Two years ago, Catholic Charities opened a town center that many hoped would spur neighborhood development. Two months ago, the center lost its anchor, and the area's only grocery, when Super Pride Markets went out of business. A few weeks later, a beauty salon folded. Both were painful losses for Cherry Hill.
Alonzo Brown, who owns Bird 33 Sportswear Inc. in the center, said walk-in traffic at his shop is down considerably since the market shut its doors.
But at a time when being informed is crucial, Brown said he had not heard about the Main Streets program, which is designed to help the city's neighborhood commercial strips.
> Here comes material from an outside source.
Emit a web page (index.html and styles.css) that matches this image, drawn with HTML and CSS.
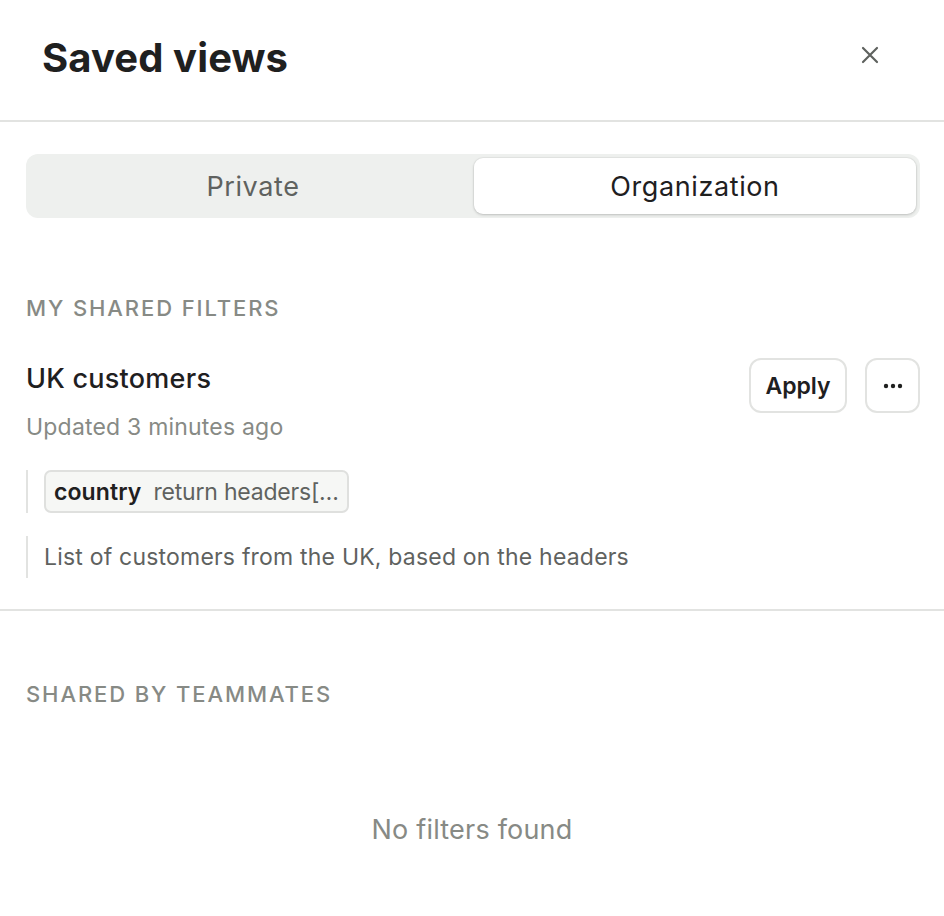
FILE: index.html
```html
<!DOCTYPE html>
<html lang="en">
<head>
<meta charset="utf-8">
<title>Saved views</title>
<link rel="stylesheet" href="styles.css">
</head>
<body>
<div class="panel">
  <header class="header">
    <h1 class="title">Saved views</h1>
    <button class="close" aria-label="Close">
      <svg width="20" height="20" viewBox="0 0 20 20" fill="none" stroke="#5f625f" stroke-width="2.2" stroke-linecap="round"><path d="M3 3L17 17M17 3L3 17"/></svg>
    </button>
  </header>
  <div class="body">
    <div class="segmented">
      <div class="seg">Private</div>
      <div class="seg seg-active">Organization</div>
    </div>
    <section class="section">
      <h2 class="section-title">MY SHARED FILTERS</h2>
      <div class="view">
        <div class="view-top">
          <div class="view-info">
            <div class="view-name">UK customers</div>
            <div class="view-meta">Updated 3 minutes ago</div>
          </div>
          <div class="view-actions">
            <button class="btn btn-apply">Apply</button>
            <button class="btn btn-more" aria-label="More">
              <svg width="20" height="6" viewBox="0 0 20 6" fill="#1f201f"><circle cx="3" cy="3" r="2.2"/><circle cx="10" cy="3" r="2.2"/><circle cx="17" cy="3" r="2.2"/></svg>
            </button>
          </div>
        </div>
        <div class="quote">
          <span class="chip"><b class="chip-key">country</b><span class="chip-val">return headers[…</span></span>
        </div>
        <div class="quote quote-text">List of customers from the UK, based on the headers</div>
      </div>
    </section>
  </div>
  <section class="section section-team">
    <h2 class="section-title">SHARED BY TEAMMATES</h2>
    <div class="empty">No filters found</div>
  </section>
</div>
</body>
</html>
```

FILE: styles.css
```css
* { box-sizing: border-box; }
html, body { margin: 0; padding: 0; background: #fff; }
body {
  font-family: Inter, "Noto Sans", sans-serif;
  color: #1f201f;
  -webkit-font-smoothing: antialiased;
}
.panel { width: 944px; min-height: 916px; display: flex; flex-direction: column; }
.header {
  height: 122px;
  display: flex;
  align-items: center;
  justify-content: space-between;
  padding: 0 56px 0 42px;
  border-bottom: 2px solid #e2e3e1;
}
.title { margin: 0; font-size: 40px; font-weight: 700; letter-spacing: 0.1px; color: #1f201f; padding-bottom: 6px; }
.close {
  width: 36px; height: 36px; border: 0; background: transparent; padding: 0;
  display: flex; align-items: center; justify-content: center; margin-bottom: 10px;
}
.body { padding: 32px 24px 0 26px; border-bottom: 2px solid #e2e3e1; }
.segmented {
  display: grid; grid-template-columns: 1fr 1fr;
  background: #eef0ee; border-radius: 12px; padding: 4px 4px 4px 6px; height: 64px;
}
.seg {
  display: flex; align-items: center; justify-content: center;
  font-size: 27px; letter-spacing: 0.6px; color: #5f625f; border-radius: 9px;
}
.seg-active {
  background: #fff; color: #1f201f;
  box-shadow: 0 1px 3px rgba(0,0,0,0.18), 0 0 0 1px rgba(0,0,0,0.03);
}
.section { padding-top: 76px; }
.section-title {
  margin: 0; font-size: 22px; font-weight: 500; letter-spacing: 1.9px; color: #878a85;
  line-height: 28px;
}
.view { padding: 36px 0 31px; }
.view-top { display: flex; justify-content: space-between; align-items: flex-start; }
.view-name { font-size: 27px; font-weight: 500; letter-spacing: 0.25px; color: #1f201f; line-height: 36px; margin-top: 3px; }
.view-meta { font-size: 23px; letter-spacing: 0.2px; color: #878a85; line-height: 30px; margin-top: 15px; }
.view-actions { display: flex; gap: 18px; }
.btn {
  height: 55px; border: 2px solid #e2e3e1; border-radius: 12px; background: #fff;
  font-family: inherit; color: #1f201f; display: flex; align-items: center; justify-content: center;
}
.btn-apply { width: 98px; font-size: 23px; font-weight: 600; }
.btn-more { width: 55px; padding: 0; }
.quote {
  border-left: 2px solid #e2e3e1; padding-left: 16px; margin-top: 28px;
}
.quote + .quote { margin-top: 23px; }
.chip {
  display: inline-flex; align-items: center; gap: 12px;
  height: 43px; padding: 0 8px; background: #f6f7f5; border: 2px solid #dfe0de; border-radius: 7px;
  font-size: 23px;
}
.chip-key { font-weight: 600; color: #1f201f; letter-spacing: 0.1px; }
.chip-val { color: #5f625f; letter-spacing: -0.2px; }
.quote-text { font-size: 23px; letter-spacing: 0.2px; color: #5f625f; line-height: 42px; }
.section-team { padding: 69px 26px 0; }
.empty { text-align: center; font-size: 27px; letter-spacing: 0.2px; color: #878a85; margin-top: 105px; }
```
"We're back at square one," he said. "If there's funding out there for other neighborhoods, I would like to see Cherry Hill get some to put us on the map."
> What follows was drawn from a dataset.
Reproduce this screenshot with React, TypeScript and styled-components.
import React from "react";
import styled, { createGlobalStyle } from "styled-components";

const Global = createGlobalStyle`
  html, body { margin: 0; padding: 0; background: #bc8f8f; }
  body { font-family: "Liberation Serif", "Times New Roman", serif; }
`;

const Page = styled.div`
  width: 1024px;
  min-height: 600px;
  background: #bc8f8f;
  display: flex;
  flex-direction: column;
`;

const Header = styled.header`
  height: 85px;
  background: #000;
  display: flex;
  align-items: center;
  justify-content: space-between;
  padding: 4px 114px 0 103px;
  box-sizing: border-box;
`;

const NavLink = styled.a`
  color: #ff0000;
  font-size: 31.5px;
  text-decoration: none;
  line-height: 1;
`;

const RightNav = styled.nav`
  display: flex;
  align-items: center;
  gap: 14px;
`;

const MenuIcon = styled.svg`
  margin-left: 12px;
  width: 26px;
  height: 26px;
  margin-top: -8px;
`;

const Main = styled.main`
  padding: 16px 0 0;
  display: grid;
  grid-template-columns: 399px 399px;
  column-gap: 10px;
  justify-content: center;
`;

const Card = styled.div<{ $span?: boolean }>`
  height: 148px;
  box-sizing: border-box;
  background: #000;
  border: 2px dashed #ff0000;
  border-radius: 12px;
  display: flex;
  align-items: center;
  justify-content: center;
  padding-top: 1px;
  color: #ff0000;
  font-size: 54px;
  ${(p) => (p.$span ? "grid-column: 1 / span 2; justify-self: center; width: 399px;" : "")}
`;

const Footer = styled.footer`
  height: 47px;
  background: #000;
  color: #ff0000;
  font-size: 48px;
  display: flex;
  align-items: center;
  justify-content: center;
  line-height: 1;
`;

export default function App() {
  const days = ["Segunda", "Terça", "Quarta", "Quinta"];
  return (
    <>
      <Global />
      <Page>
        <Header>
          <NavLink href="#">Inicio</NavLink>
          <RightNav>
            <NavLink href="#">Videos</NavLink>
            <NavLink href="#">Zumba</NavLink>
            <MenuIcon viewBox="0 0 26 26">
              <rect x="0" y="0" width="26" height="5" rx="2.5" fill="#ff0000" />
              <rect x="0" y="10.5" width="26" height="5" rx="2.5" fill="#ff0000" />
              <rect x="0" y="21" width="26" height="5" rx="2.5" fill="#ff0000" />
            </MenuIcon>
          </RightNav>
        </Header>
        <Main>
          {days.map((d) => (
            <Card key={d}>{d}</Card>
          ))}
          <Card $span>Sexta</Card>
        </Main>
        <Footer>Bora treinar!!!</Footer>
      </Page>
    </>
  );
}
Sister Loretta Rosendale, who is on the Catholic Charities' board of directors, said she does not deal with city government often, and has almost no relationship with City Hall.
"I look at Cherry Hill and see a town center with a grocery store missing that's vital to community," she said. "I haven't felt there's a city that's interested in helping us."
Cherry Hill hasn't seen any of the urgency that O'Malley used to calm fears in Hamilton, where in early October an angry crowd nearly rioted in protest over a plan that would have moved more subsidized housing into the neighborhood.
Northeast Baltimore residents shouted down then-Housing Commissioner Patricia J. Payne. But when O'Malley strode into a packed Hamilton Middle School auditorium, the crowd fell silent. Many knew him from his eight years representing the area on the City Council. On this night he talked to them about race and fear. He promised to pull back from the subsidized housing plan. People cheered.
"Thank heavens he came," said Jack Ray, president of HARBEL, the association serving the Harford Road-Belair Road community. "He worked his Irish magic on the audience."
In Southwest Baltimore, O'Malley has not needed to make any dramatic appearances. Pigtown residents point to a new, $52,000 skateboard park as a sign of the mayor's attention.
The project had been slated as one of several improvements for Carroll Park. In April, O'Malley learned that some of the neighborhood children were skateboarding in the street, then on a tennis court. The nearest skateboard park was in Lansdowne in Baltimore County. By August, the Pigtown kids had their own skating park.
"He made it happen with a personal phone call," Lane said.
Neighborhood leaders know their community needs more than a skateboard park. Pigtown is beset by substandard housing and open drug dealing.
The intersection of Washington Boulevard, West Cross and West Ostend streets is one of the 10 city corners O'Malley vowed to clear of drug dealers and users during his first six months in office. The police swept the area clean, but residents say the dealers are back."[They're] more abrasive and out in the open," Lane said. "There is less police presence. It's much worse."
Residents lament the loss of a mobile police substation. The Police Department moved its Winnebago to East Baltimore as part of a highly publicized campaign to loosen violent crime's grip on that impoverished part of town.
Yet Pigtown did not give up on O'Malley.
"City residents are learning to be patient," said Lane. But, she added, "They'll want to see some impact soon."
Like Pigtown, the neighborhood around Patterson Park had also waited for a long-promised project to begin. More than $2 million in grants and city bond funds had accumulated over five years. Plans called for draining the park's 2.5-acre boat lake, installing lighting and fixing the landmark 60-foot-high pagoda.
But no work had been done. The project was stalled in the city's bureaucracy. This year, O'Malley transferred management of park improvements from the Department of Public Works to the Department of Recreation and Parks. Last month the lake was drained and made ready for work next spring.
"A boat lake might not seem like a big deal, but for a community that's been waiting for years, it is a big deal," said Nancy Supik, president of Friends of Patterson Park.
In Hampden, residents and business owners are learning to accept the mayor's decisions, especially those they don't like. As part of his plan to close some city fire stations, the neighborhood lost a hook-and-ladder firetruck. Then, to the dismay of many, O'Malley vetoed a measure that would have given the business district a 27-space parking lot.
"It would be lying to say there weren't bad feelings over the fire station and the parking," said Sharon Price, president of the board of Hampden Village Main Street Inc., which is overseeing a program to improve the area's business district.